To review the 3-year performance of an established osteoporosis care service and consider further improvements in an effort to reduce fragility fractures.

Methods

Osteoporosis care has been coordinated for all willing and able patients with orthopedic fragility fractures in our health system by a nurse and medical director since 2003, using a guideline-based care algorithm and task management software. Patients were followed by telephone for 2 years to monitor their status and optimize adherence to treatment. Demographics, management recommendations, clinical data, and adherence to treatment were reviewed for the 2003–2005 patient population.

Results

Of 1,019 patients with fragility fractures, 61% underwent osteoporosis evaluation and treatment. The remainder included 15% who refused to participate and 24% who were unable to participate for various logistical and health reasons.
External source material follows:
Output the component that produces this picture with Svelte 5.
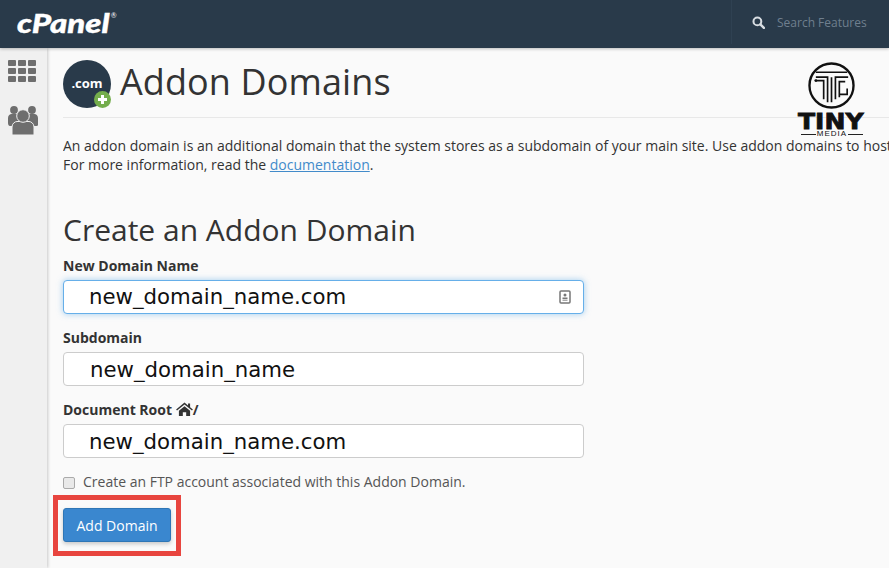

More patients age >80 years were unwilling or unable to participate. Bone densities (dual x-ray absorptiometry [DXA]) were normal, low, or osteoporotic in 24%, 55%, and 21% of patients, respectively, and 60% of the osteoporotic group had ≥1 abnormal metabolic bone laboratory result. Only 17% of the total reported a previous fracture, and 47% had ever undergone DXA. Few experienced bone loss, a new fracture, or bisphosphonate intolerance during treatment.

Conclusion

An osteoporosis care service has coordinated care for every willing and able fragility fracture patient with positive outcomes. In addition, the results suggest a high priority for earlier proactive diagnosis and intervention of the at-risk population if fractures are to be reduced.